Through this grueling routine which lasts years, Ender is molded into a perfect cold-blooded killer. He is uniquely able to re-orient himself into the perspective of his enemies, ruthlessly exploiting their weaknesses and blind-spots. But this ability comes at a great personal cost to him. He is only able to do what he does through an extraordinary helping of empathy and love that he has for his enemies. As he explains in a key passage:

In the moment when I truly understand my enemy, understand him well enough to defeat him, then in that very moment I also love him. I think it’s impossible to really understand somebody, what they want, what they believe, and not love them the way they love themselves. And then, in that very moment when I love them -”

“You beat them.” For a moment, she was not afraid of his understanding.

“No, you don’t understand. I destroy them. I make it impossible for them to ever hurt me again. I grind them and grind them until they don’t exist.”

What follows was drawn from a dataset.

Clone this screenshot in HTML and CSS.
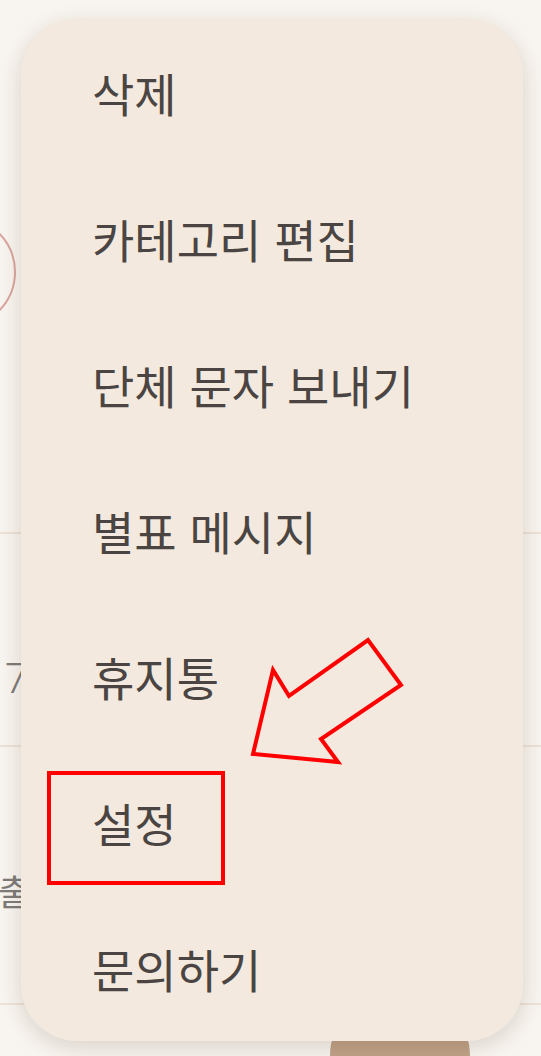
FILE: index.html
```html
<!DOCTYPE html>
<html lang="ko">
<head>
    <meta charset="UTF-8">
    <meta name="viewport" content="width=device-width, initial-scale=1.0">
    <title>메뉴</title>
    <link rel="stylesheet" href="styles.css">
</head>
<body>
    <div class="page">
        <div class="page-top">
            <div class="avatar"></div>
        </div>
        <div class="row row-first">
            <span class="row-text">7</span>
        </div>
        <div class="row row-second">
            <span class="row-text">출</span>
        </div>
        <div class="row row-last"></div>
    </div>

    <div class="fab"></div>

    <div class="menu">
        <div class="menu-item">삭제</div>
        <div class="menu-item">카테고리 편집</div>
        <div class="menu-item">단체 문자 보내기</div>
        <div class="menu-item">별표 메시지</div>
        <div class="menu-item">휴지통</div>
        <div class="menu-item">설정</div>
        <div class="menu-item">문의하기</div>
    </div>

    <svg class="marks" width="541" height="1056" viewBox="0 0 541 1056">
        <rect x="49" y="773" width="174" height="110" fill="none" stroke="#ff0000" stroke-width="4"/>
        <polygon points="253,754 273,670 289,696 368,640 401,685 321,739 338,762" fill="none" stroke="#ff0000" stroke-width="4" stroke-linejoin="miter"/>
    </svg>
</body>
</html>
```

FILE: styles.css
```css
body {
    margin: 0;
    padding: 0;
    width: 541px;
    height: 1056px;
    overflow: hidden;
    position: relative;
    background-color: #f8f4ef;
    font-family: "Noto Sans CJK KR", "Noto Sans", sans-serif;
}
.page {
    display: flex;
    flex-direction: column;
}
.page-top {
    height: 532px;
    display: flex;
    align-items: flex-start;
}
.avatar {
    width: 108px;
    height: 108px;
    margin-top: 216px;
    margin-left: -96px;
    border: 2px solid #d9a5a0;
    border-radius: 50%;
    flex-shrink: 0;
}
.row {
    border-top: 2px solid #ece2d8;
    display: flex;
    align-items: center;
    box-sizing: border-box;
}
.row-first {
    height: 213px;
    padding-top: 78px;
}
.row-second {
    height: 258px;
    padding-top: 30px;
}
.row-last {
    height: 51px;
}
.row-text {
    font-size: 36px;
    color: #7d7b79;
    margin-left: -2px;
}
.row-first .row-text {
    margin-left: 5px;
    font-size: 42px;
    font-family: "Roboto", sans-serif;
    font-weight: 300;
}
.fab {
    position: absolute;
    left: 330px;
    top: 992px;
    width: 140px;
    height: 64px;
    border-radius: 70px 70px 0 0 / 70px 70px 0 0;
    background-color: #c0a287;
}
.menu {
    position: absolute;
    left: 21px;
    top: 19px;
    width: 502px;
    height: 1022px;
    background-color: #f3e9de;
    border-radius: 56px;
    box-shadow: 0 6px 22px rgba(60, 40, 20, 0.16);
    display: flex;
    flex-direction: column;
}
.menu-item {
    height: 146px;
    display: flex;
    align-items: center;
    padding-left: 71px;
    font-size: 46px;
    font-weight: 400;
    color: #4a4542;
}
.marks {
    position: absolute;
    left: 0;
    top: 0;
}
```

I really like how this book is put together. It’s an interesting story and uses the classic sci-fi mythological set-up of the man-child who has near divine powers flowing through him, but must manage somehow to fit into an all too human world. Despite or possibly because of his exaggerated differences from ordinary people, he becomes sort of an everyman, plugging through larger than life versions of the same struggles we all face day to day. Taken in a new extrapolated sci-fi context, we are better able to see the heroic qualities that we all struggle with in ordinary life.

Card does a great job also of not letting his futuristic world and technology get the better of him. His sci-fi elements are smooth and silky. Through Ender, we are exposed to all manner of strange almost magical technology, but it never gets in the way of the story. In fact, elements of it are used to great effect to instill wonderful dreamlike episodes, such as in Ender’s ongoing struggles with the computerized fairy tale land, the giant and the tower. It’s a really cool way to make a very internal and symbolic struggle into something very concrete and easy to relate to.

There are also some really good philosophical bits comparing the human strategies to the way bugger consciousness works. And it’s very satisfying to see ths dichotomy overcome by Ender towards the end of the book. It is this ability to overcome central plot conflicts rather than use them as a crutch that I think separates a decent writer from a great writer.

I think this is a great book (and a reasonably fast and easy read) that could possibly even appeal to people who aren’t that into science fiction usually. The only thing I could see some people getting hung up on in this book is how much time and detail Card devotes to detailing Ender’s exploits in Battle School. There are maybe a few too many zero gravity combat situations, but I think they are worth sitting through as they contain a lot of worthwhile characterization and plot development. All in all though, I highly recommend checking this book out – whether you’re in zero gravity, on an airplane or sitting quietly in your bed dreaming about the stars and the world to come.

4 Comments »

  1. Comment by prunes — July 2, 2006 @ 10:19 am

    I’ve got an Ender’s Game conspiracy theory for you:

    localroger story on kuro5hin

    Creating the Innocent Killer

  2. Pingback by Centrally Networked Life Forms - Pop Occulture Blog — July 3, 2006 @ 10:32 pm

    […] Two other possibly related items: the sci-fi novel Ender’s Game (which I reviewed here) deals with some of these questions about different types of consciousness. And we had a discussion about using technology for compassion (unit to unit networking, essentially) a while ago which covered some similar ground. Read Similar Articles: […]

  3. Comment by Jennifer Emick — July 25, 2006 @ 11:25 am

    I used to be a big Card fan, was really shocked to read some of his religuious essays, though, and discover that while he was so perceptive in his writing, irl he had a very fundamentalist outlook.

  4. Comment by Allison — July 25, 2006 @ 2:03 pm

    Consider this book on my soon-to-read list. I’ve never read any of Card’s work, but between your review of the book and its similarities to one of my favorite books of all time, Dune, I must check it out.